What are the compliance risks of deploying agentic AI on fragmented data?
The primary compliance risks involve consent and suppression failures. If an agentic system serves ads or personalized content to users who have opted out, you are potentially in violation of GDPR, CCPA, and FTC guidelines on automated marketing. Regulatory bodies including the FTC have clarified that brand marketers bear accountability for decisions made by AI systems they deploy, even when those decisions are fully automated. Suppression list inconsistency is the most common failure mode in this area.
Which tools help with identity resolution for agentic marketing systems?
Enterprise CDPs like Segment (Twilio), Adobe Real-Time CDP, Treasure Data, and Salesforce Data Cloud all offer identity resolution capabilities. For cross-device graph resolution, providers like LiveRamp and Neustar are commonly used. The critical factor is not which tool you select but whether the tool’s output feeds cleanly into your agentic activation layer with sufficient match rates and signal recency.
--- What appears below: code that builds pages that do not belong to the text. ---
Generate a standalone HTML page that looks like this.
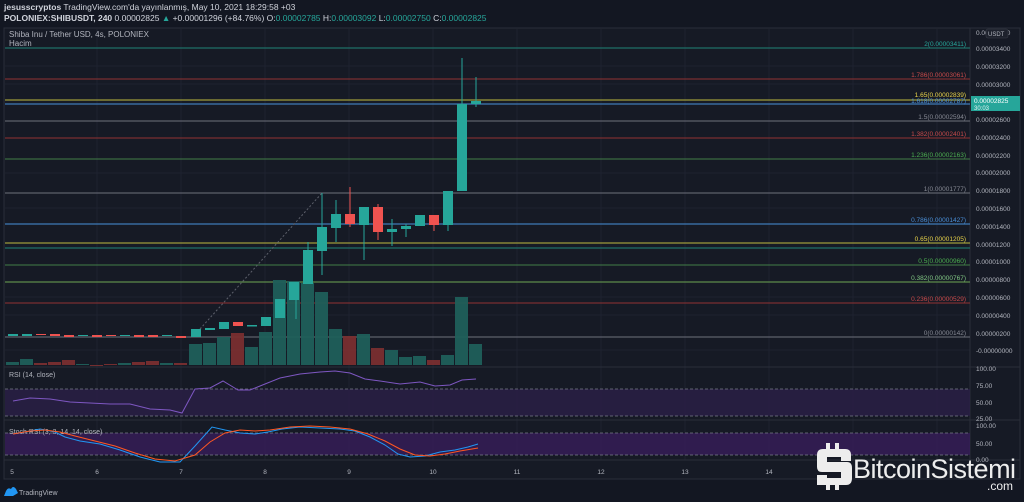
<!DOCTYPE html>
<html><head><meta charset="utf-8"><style>
body{margin:0;background:#131722;width:1024px;height:502px;overflow:hidden;font-family:"Liberation Sans",sans-serif;}
svg{position:absolute;left:0;top:0}
</style></head><body>
<svg width="1024" height="502" viewBox="0 0 1024 502" font-family="Liberation Sans, sans-serif">
<rect width="1024" height="502" fill="#131722"/>
<text x="4" y="10" font-size="8.5" fill="#d1d4dc"><tspan font-weight="bold">jesusscryptos</tspan> TradingView.com'da yayınlanmış, May 10, 2021 18:29:58 +03</text>
<text x="4" y="21" font-size="8.5" fill="#d1d4dc"><tspan font-weight="bold">POLONIEX:SHIBUSDT, 240</tspan> 0.00002825 <tspan fill="#26a69a">▲</tspan> +0.00001296 (+84.76%) O:<tspan fill="#26a69a">0.00002785</tspan> H:<tspan fill="#26a69a">0.00003092</tspan> L:<tspan fill="#26a69a">0.00002750</tspan> C:<tspan fill="#26a69a">0.00002825</tspan></text>
<rect x="4" y="28" width="1016" height="451" fill="#161a25" stroke="#2a2e39" stroke-width="1"/>
<g stroke="#1e2230" stroke-width="1">
<line x1="97" y1="29" x2="97" y2="460"/><line x1="181" y1="29" x2="181" y2="460"/><line x1="265" y1="29" x2="265" y2="460"/><line x1="349" y1="29" x2="349" y2="460"/><line x1="433" y1="29" x2="433" y2="460"/><line x1="517" y1="29" x2="517" y2="460"/><line x1="601" y1="29" x2="601" y2="460"/><line x1="685" y1="29" x2="685" y2="460"/><line x1="769" y1="29" x2="769" y2="460"/><line x1="853" y1="29" x2="853" y2="460"/><line x1="937" y1="29" x2="937" y2="460"/>
<line x1="5" y1="66" x2="970" y2="66"/><line x1="5" y1="84" x2="970" y2="84"/><line x1="5" y1="173" x2="970" y2="173"/><line x1="5" y1="208" x2="970" y2="208"/><line x1="5" y1="297" x2="970" y2="297"/><line x1="5" y1="315" x2="970" y2="315"/><line x1="5" y1="350" x2="970" y2="350"/>
</g>
<line x1="970" y1="28" x2="970" y2="460" stroke="#2a2e39"/>
<line x1="4" y1="367" x2="1020" y2="367" stroke="#2a2e39"/>
<line x1="4" y1="420" x2="1020" y2="420" stroke="#2a2e39"/>
<line x1="4" y1="460" x2="1020" y2="460" stroke="#2a2e39"/>
<text x="9" y="37" font-size="8" fill="#b2b5be">Shiba Inu / Tether USD, 4s, POLONIEX</text>
<text x="9" y="46" font-size="8" fill="#b2b5be">Hacim</text>
<!-- fib lines -->
<g stroke-width="1.2">
<line x1="5" y1="48" x2="970" y2="48" stroke="#1f6f68"/>
<line x1="5" y1="79" x2="970" y2="79" stroke="#7a2f30"/>
<line x1="5" y1="100" x2="970" y2="100" stroke="#9c9a3a"/>
<line x1="5" y1="104" x2="970" y2="104" stroke="#3f7ab8"/>
<line x1="5" y1="121" x2="970" y2="121" stroke="#5d606b"/>
<line x1="5" y1="138" x2="970" y2="138" stroke="#7a2f30"/>
<line x1="5" y1="159" x2="970" y2="159" stroke="#3a6b42"/>
<line x1="5" y1="193" x2="970" y2="193" stroke="#5d606b"/>
<line x1="5" y1="224" x2="970" y2="224" stroke="#3f7ab8"/>
<line x1="5" y1="243" x2="970" y2="243" stroke="#9c9a3a"/>
<line x1="5" y1="248" x2="970" y2="248" stroke="#1f6f68"/>
<line x1="5" y1="265" x2="970" y2="265" stroke="#3a6b42"/>
<line x1="5" y1="282" x2="970" y2="282" stroke="#5c8a4a"/>
<line x1="5" y1="303" x2="970" y2="303" stroke="#7a2f30"/>
<line x1="5" y1="337" x2="970" y2="337" stroke="#5d606b"/>
</g>
<g font-size="6.5" text-anchor="end">
<text x="966" y="46" fill="#26a69a">2(0.00003411)</text>
<text x="966" y="77" fill="#c94a4a">1.786(0.00003061)</text>
<text x="966" y="97" fill="#e8d34a">1.65(0.00002839)</text>
<text x="966" y="103" fill="#4a8fd8">1.618(0.00002787)</text>
<text x="966" y="119" fill="#868993">1.5(0.00002594)</text>
<text x="966" y="136" fill="#c94a4a">1.382(0.00002401)</text>
<text x="966" y="157" fill="#4caf50">1.236(0.00002163)</text>
<text x="966" y="191" fill="#868993">1(0.00001777)</text>
<text x="966" y="222" fill="#4a8fd8">0.786(0.00001427)</text>
<text x="966" y="241" fill="#e8d34a">0.65(0.00001205)</text>
<text x="966" y="263" fill="#4caf50">0.5(0.00000960)</text>
<text x="966" y="280" fill="#81c784">0.382(0.00000767)</text>
<text x="966" y="301" fill="#c94a4a">0.236(0.00000529)</text>
<text x="966" y="335" fill="#868993">0(0.00000142)</text>
</g>
<line x1="200" y1="329" x2="322" y2="193" stroke="#5d606b" stroke-dasharray="2,2"/>
<!-- early volume -->
<g opacity="0.95">
<rect x="6" y="362" width="13" height="3" fill="#1f5f5a"/><rect x="20" y="359" width="13" height="6" fill="#1f5f5a"/><rect x="34" y="363" width="13" height="2" fill="#7a2f30"/><rect x="48" y="362" width="13" height="3" fill="#7a2f30"/><rect x="62" y="360" width="13" height="5" fill="#7a2f30"/><rect x="76" y="364" width="13" height="1" fill="#1f5f5a"/><rect x="90" y="365" width="13" height="1" fill="#7a2f30"/><rect x="104" y="364" width="13" height="1" fill="#7a2f30"/><rect x="118" y="363" width="13" height="2" fill="#1f5f5a"/><rect x="132" y="362" width="13" height="3" fill="#7a2f30"/><rect x="146" y="361" width="13" height="4" fill="#7a2f30"/><rect x="160" y="363" width="13" height="2" fill="#1f5f5a"/><rect x="174" y="363" width="13" height="2" fill="#7a2f30"/>
<rect x="189" y="344" width="13" height="21" fill="#1f5f5a"/><rect x="203" y="343" width="13" height="22" fill="#1f5f5a"/><rect x="217" y="337" width="13" height="28" fill="#1f5f5a"/><rect x="231" y="333" width="13" height="32" fill="#7a2f30"/><rect x="245" y="347" width="13" height="18" fill="#1f5f5a"/><rect x="259" y="332" width="13" height="33" fill="#1f5f5a"/><rect x="273" y="280" width="13" height="85" fill="#1f5f5a"/><rect x="287" y="281" width="13" height="84" fill="#1f5f5a"/><rect x="301" y="283" width="13" height="82" fill="#1f5f5a"/><rect x="315" y="292" width="13" height="73" fill="#1f5f5a"/><rect x="329" y="329" width="13" height="36" fill="#1f5f5a"/><rect x="343" y="336" width="13" height="29" fill="#7a2f30"/><rect x="357" y="334" width="13" height="31" fill="#1f5f5a"/><rect x="371" y="348" width="13" height="17" fill="#7a2f30"/><rect x="385" y="350" width="13" height="15" fill="#1f5f5a"/><rect x="399" y="357" width="13" height="8" fill="#1f5f5a"/><rect x="413" y="356" width="13" height="9" fill="#1f5f5a"/><rect x="427" y="360" width="13" height="5" fill="#7a2f30"/><rect x="441" y="355" width="13" height="10" fill="#1f5f5a"/><rect x="455" y="297" width="13" height="68" fill="#1f5f5a"/><rect x="469" y="344" width="13" height="21" fill="#1f5f5a"/>
</g>
<!-- candles -->
<g>
<rect x="8" y="334" width="10" height="2" fill="#26a69a"/><rect x="22" y="334" width="10" height="2" fill="#26a69a"/><rect x="36" y="334" width="10" height="1" fill="#ef5350"/><rect x="50" y="334" width="10" height="2" fill="#ef5350"/><rect x="64" y="335" width="10" height="2" fill="#ef5350"/><rect x="78" y="335" width="10" height="1" fill="#26a69a"/><rect x="92" y="335" width="10" height="2" fill="#ef5350"/><rect x="106" y="335" width="10" height="1" fill="#ef5350"/><rect x="120" y="335" width="10" height="1" fill="#26a69a"/><rect x="134" y="335" width="10" height="2" fill="#ef5350"/><rect x="148" y="335" width="10" height="2" fill="#ef5350"/><rect x="162" y="335" width="10" height="1" fill="#26a69a"/><rect x="176" y="336" width="10" height="2" fill="#ef5350"/>
<g stroke="#26a69a" stroke-width="1"><line x1="296" y1="288" x2="296" y2="319"/><line x1="308" y1="242" x2="308" y2="284"/><line x1="322" y1="193" x2="322" y2="275"/><line x1="336" y1="200" x2="336" y2="242"/><line x1="364" y1="207" x2="364" y2="260"/><line x1="392" y1="219" x2="392" y2="246"/><line x1="406" y1="224" x2="406" y2="237"/><line x1="448" y1="191" x2="448" y2="231"/><line x1="462" y1="58" x2="462" y2="104"/><line x1="476" y1="77" x2="476" y2="107"/></g>
<g stroke="#ef5350"><line x1="350" y1="187" x2="350" y2="227"/><line x1="378" y1="204" x2="378" y2="240"/><line x1="434" y1="215" x2="434" y2="231"/></g>
<rect x="191" y="329" width="10" height="8" fill="#26a69a"/><rect x="205" y="328" width="10" height="2" fill="#26a69a"/><rect x="219" y="322" width="10" height="7" fill="#26a69a"/><rect x="233" y="322" width="10" height="4" fill="#ef5350"/><rect x="247" y="325" width="10" height="1.5" fill="#26a69a"/><rect x="261" y="317" width="10" height="9" fill="#26a69a"/><rect x="275" y="299" width="10" height="19" fill="#26a69a"/><rect x="289" y="282" width="10" height="18" fill="#26a69a"/><rect x="303" y="250" width="10" height="34" fill="#26a69a"/><rect x="317" y="227" width="10" height="24" fill="#26a69a"/><rect x="331" y="214" width="10" height="14" fill="#26a69a"/><rect x="345" y="214" width="10" height="10" fill="#ef5350"/><rect x="359" y="207" width="10" height="18" fill="#26a69a"/><rect x="373" y="207" width="10" height="25" fill="#ef5350"/><rect x="387" y="229" width="10" height="3" fill="#26a69a"/><rect x="401" y="226" width="10" height="3" fill="#26a69a"/><rect x="415" y="215" width="10" height="11" fill="#26a69a"/><rect x="429" y="215" width="10" height="10" fill="#ef5350"/><rect x="443" y="191" width="10" height="34" fill="#26a69a"/><rect x="457" y="104" width="10" height="87" fill="#26a69a"/><rect x="471" y="101" width="10" height="3" fill="#26a69a"/>
</g>
<!-- price axis -->
<g font-size="6.5" fill="#b2b5be">
<text x="976" y="35">0.00003400</text><text x="976" y="51">0.00003400</text><text x="976" y="69">0.00003200</text><text x="976" y="87">0.00003000</text><text x="976" y="122">0.00002600</text><text x="976" y="140">0.00002400</text><text x="976" y="158">0.00002200</text><text x="976" y="175">0.00002000</text><text x="976" y="193">0.00001800</text><text x="976" y="211">0.00001600</text><text x="976" y="229">0.00001400</text><text x="976" y="247">0.00001200</text><text x="976" y="264">0.00001000</text><text x="976" y="282">0.00000800</text><text x="976" y="300">0.00000600</text><text x="976" y="318">0.00000400</text><text x="976" y="336">0.00000200</text><text x="976" y="353">-0.00000000</text>
</g>
<rect x="986" y="29" width="22" height="9" rx="2" fill="#1e222d" stroke="#3a3e49" stroke-width="0.6"/><text x="988" y="36" font-size="6" fill="#b2b5be">USDT</text>
<rect x="971" y="96" width="49" height="15" fill="#26a69a"/>
<text x="974" y="103" font-size="6.5" fill="#fff">0.00002825</text><text x="974" y="110" font-size="6" fill="#e0f2f1">30:03</text>
<!-- RSI -->
<text x="9" y="377" font-size="7" fill="#b2b5be">RSI (14, close)</text>
<rect x="5" y="389" width="965" height="27" fill="#2a1f47" opacity="0.8"/>
<line x1="5" y1="389" x2="970" y2="389" stroke="#787b86" stroke-dasharray="3,2" stroke-width="0.8"/>
<line x1="5" y1="416" x2="970" y2="416" stroke="#787b86" stroke-dasharray="3,2" stroke-width="0.8"/>
<polyline fill="none" stroke="#7e57c2" stroke-width="1" points="13,401 30,398 50,399 70,402 90,403 110,404 130,404 150,409 170,410 182,413 195,389 210,388 223,381 238,390 250,390 265,384 280,378 300,374 320,372 335,371 350,373 365,379 380,381 400,384 420,382 435,386 450,385 462,380 476,379"/>
<g font-size="6.5" fill="#b2b5be"><text x="976" y="371">100.00</text><text x="976" y="388">75.00</text><text x="976" y="405">50.00</text><text x="976" y="421">25.00</text><text x="976" y="428">100.00</text><text x="976" y="446">50.00</text><text x="976" y="462">0.00</text></g>
<!-- Stoch -->
<rect x="5" y="433" width="965" height="22" fill="#3a1e5e" opacity="0.75"/>
<line x1="5" y1="433" x2="970" y2="433" stroke="#787b86" stroke-dasharray="3,2" stroke-width="0.8"/>
<line x1="5" y1="455" x2="970" y2="455" stroke="#787b86" stroke-dasharray="3,2" stroke-width="0.8"/>
<text x="9" y="434" font-size="7" fill="#b2b5be">Stoch RSI (3, 3, 14, 14, close)</text>
<polyline fill="none" stroke="#2196f3" stroke-width="1" points="13,434 25,432 40,429 55,432 65,437 80,441 100,444 120,450 140,457 160,462 180,462 195,446 212,427 225,430 240,433 255,434 268,432 282,429 300,427 320,428 340,429 355,431 370,437 385,445 398,454 410,457 425,456 440,452 455,450 468,447 478,444"/>
<polyline fill="none" stroke="#ff5722" stroke-width="1" points="13,434 30,431 45,430 60,432 75,436 95,441 115,446 135,453 155,459 175,461 195,455 210,442 225,433 240,430 255,431 270,430 290,427 310,426 330,427 350,429 368,434 385,441 400,449 415,455 430,456 445,454 460,451 478,448"/>
<!-- time axis -->
<g font-size="6.5" fill="#b2b5be" text-anchor="middle"><text x="12" y="474">5</text><text x="97" y="474">6</text><text x="181" y="474">7</text><text x="265" y="474">8</text><text x="349" y="474">9</text><text x="433" y="474">10</text><text x="517" y="474">11</text><text x="601" y="474">12</text><text x="685" y="474">13</text><text x="769" y="474">14</text></g>
<!-- TradingView -->
<path d="M4,496 L6,491 Q8,487 11,489 Q13,485 16,489 L18,493 L13,496 Z" fill="#2196f3"/>
<text x="19" y="495" font-size="7" fill="#b2b5be">TradingView</text>
<!-- BitcoinSistemi logo -->
<g fill="#ededed">
<rect x="826" y="443" width="4" height="6"/><rect x="835" y="443" width="4" height="6"/><rect x="826" y="484" width="4" height="6"/><rect x="835" y="484" width="4" height="6"/>
<path d="M817,449 H845 Q851,449 851,455 V461 H841 V457 H827 V462 H847 Q852,462 852,468 V478 Q852,485 846,485 H817 V475 H827 V478 H841 V472 H822 Q817,472 817,467 V455 Q817,449 823,449 Z"/>
</g>
<text x="853" y="478" font-size="27" fill="#ededed" letter-spacing="-0.5">BitcoinSistemi</text>
<text x="1013" y="490" font-size="12" fill="#ededed" text-anchor="end">.com</text>
</svg>
</body></html>
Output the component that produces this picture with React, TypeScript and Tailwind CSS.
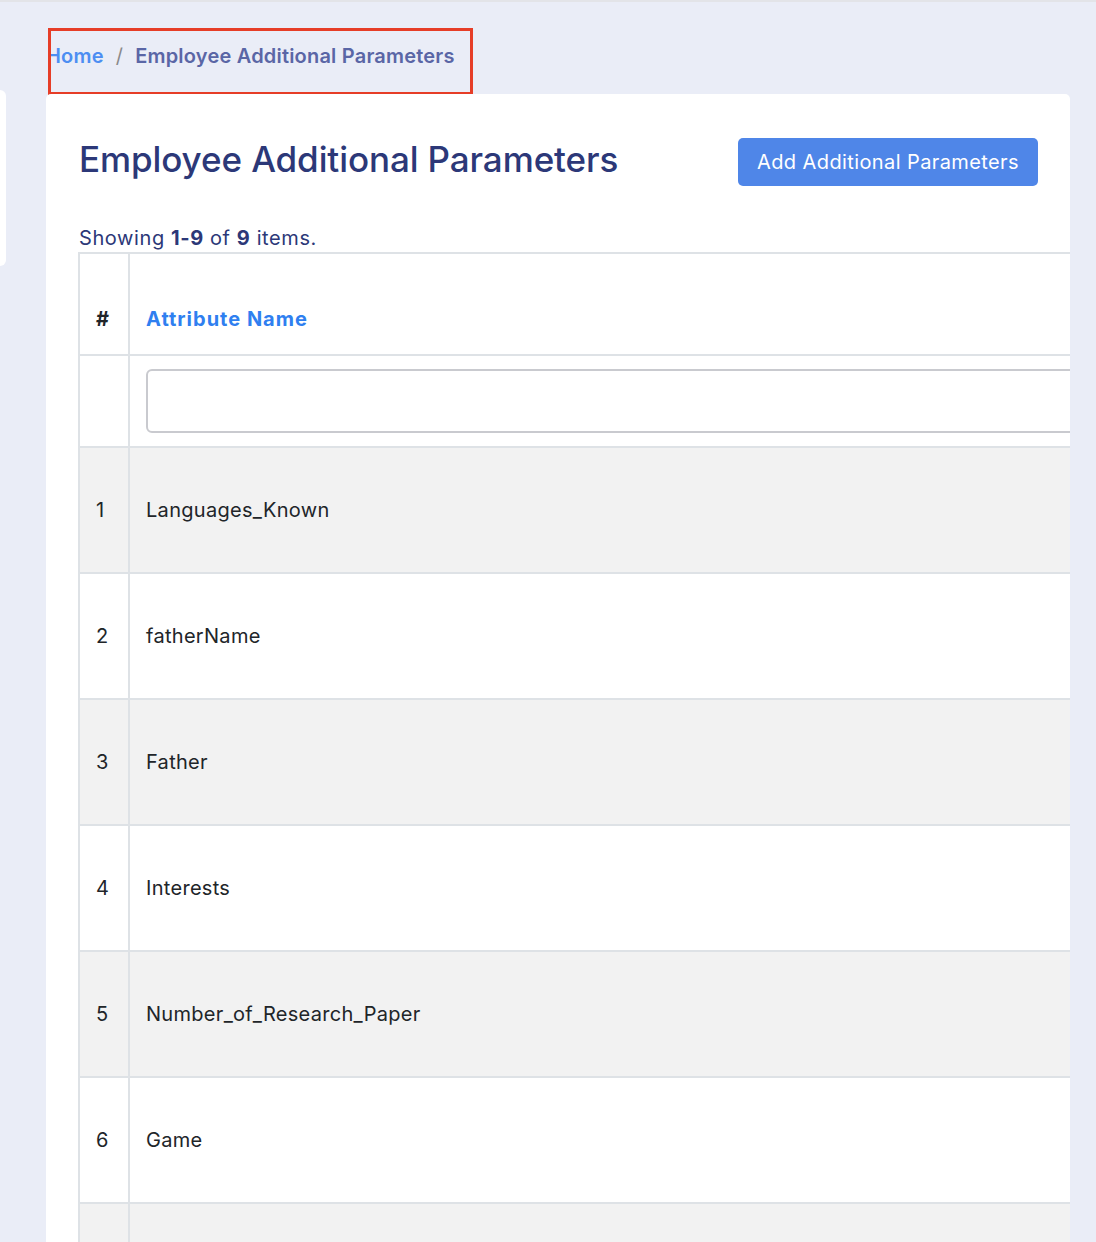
import React from "react";

const rows = [
  "Languages_Known",
  "fatherName",
  "Father",
  "Interests",
  "Number_of_Research_Paper",
  "Game",
  "",
];

export default function App() {
  return (
    <div
      className="min-h-[1242px] bg-[#eaedf7] border-t-2 border-[#e3e4e8] overflow-hidden"
      style={{ fontFamily: "Inter, 'Noto Sans', sans-serif" }}
    >
      <div className="flex">
        {/* sidebar stub peeking in from the left */}
        <div className="w-[6px] shrink-0 pt-[88px]">
          <div className="h-[176px] bg-white rounded-r-[8px]" />
        </div>

        <div className="ml-[40px] w-[1024px] shrink-0">
          {/* breadcrumb */}
          <div className="ml-[2px] mt-[26px] w-[425px] h-[67px] border-[3px] border-[#e63d27] overflow-hidden flex items-center">
            <ol className="flex items-center gap-[12px] -ml-[5px] -mt-[12px] text-[20px] tracking-[0.2px] font-semibold whitespace-nowrap">
              <li className="text-[#4d8ef2]">Home</li>
              <li className="text-[#8a8a8a] font-normal">/</li>
              <li className="text-[#5a66a6]">Employee Additional Parameters</li>
            </ol>
          </div>

          {/* card */}
          <div className="-mt-[1px] bg-white rounded-t-[5px] overflow-hidden min-h-[1160px] pl-[32px] pt-[40px]">
            <div className="flex items-start justify-between pr-[32px]">
              <h1 className="text-[35px] leading-[50px] font-medium text-[#2c3878] tracking-[-0.1px] ml-[1px]">
                Employee Additional Parameters
              </h1>
              <button className="mt-[4px] h-[48px] px-[19px] bg-[#4f86e8] text-white text-[20px] tracking-[0.4px] rounded-[5px]">
                Add Additional Parameters
              </button>
            </div>

            <p className="mt-[38px] text-[20px] leading-[28px] tracking-[0.6px] text-[#2c3878] ml-[1px]">
              Showing <b className="font-bold">1-9</b> of <b className="font-bold">9</b> items.
            </p>

            <table className="w-[1200px] border-collapse border-2 border-[#dee2e6] text-[20px] tracking-[0.3px] text-[#212529]">
              <thead>
                <tr className="h-[102px]">
                  <th className="w-[50px] border-2 border-[#dee2e6] align-bottom text-left pl-[16px] pb-[20px] font-bold">
                    #
                  </th>
                  <th className="border-2 border-[#dee2e6] align-bottom text-left pl-[16px] pb-[20px] font-bold tracking-[1px] text-[#2f7ff0]">
                    Attribute Name
                  </th>
                </tr>
              </thead>
              <tbody>
                <tr className="h-[92px]">
                  <td className="border-2 border-[#dee2e6]" />
                  <td className="border-2 border-[#dee2e6] pl-[16px]">
                    <div className="h-[64px] w-full border-2 border-[#c9cacf] rounded-[6px] bg-white" />
                  </td>
                </tr>
                {rows.map((name, i) => (
                  <tr key={i} className={i % 2 === 0 ? "h-[126px] bg-[#f2f2f2]" : "h-[126px] bg-white"}>
                    <td className="border-2 border-[#dee2e6] pl-[16px]">{name ? i + 1 : ""}</td>
                    <td className="border-2 border-[#dee2e6] pl-[16px]">{name}</td>
                  </tr>
                ))}
              </tbody>
            </table>
          </div>
        </div>
      </div>
    </div>
  );
}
Tool selection without pipeline validation is a common and costly mistake.
How does first-party data quality affect agentic AI performance specifically?
Agentic AI systems are optimization engines: they improve over time by learning from signals. High-quality first-party data accelerates learning because the signals are accurate, timely, and consented. Poor first-party data introduces noise into the learning loop, causing the system to optimize toward misleading patterns. In practical terms, this means campaigns waste budget on low-value audiences, suppress the wrong users, and produce attribution reports that do not reflect actual business outcomes. The stronger your first-party data foundation, the faster and more reliably your agentic system performs.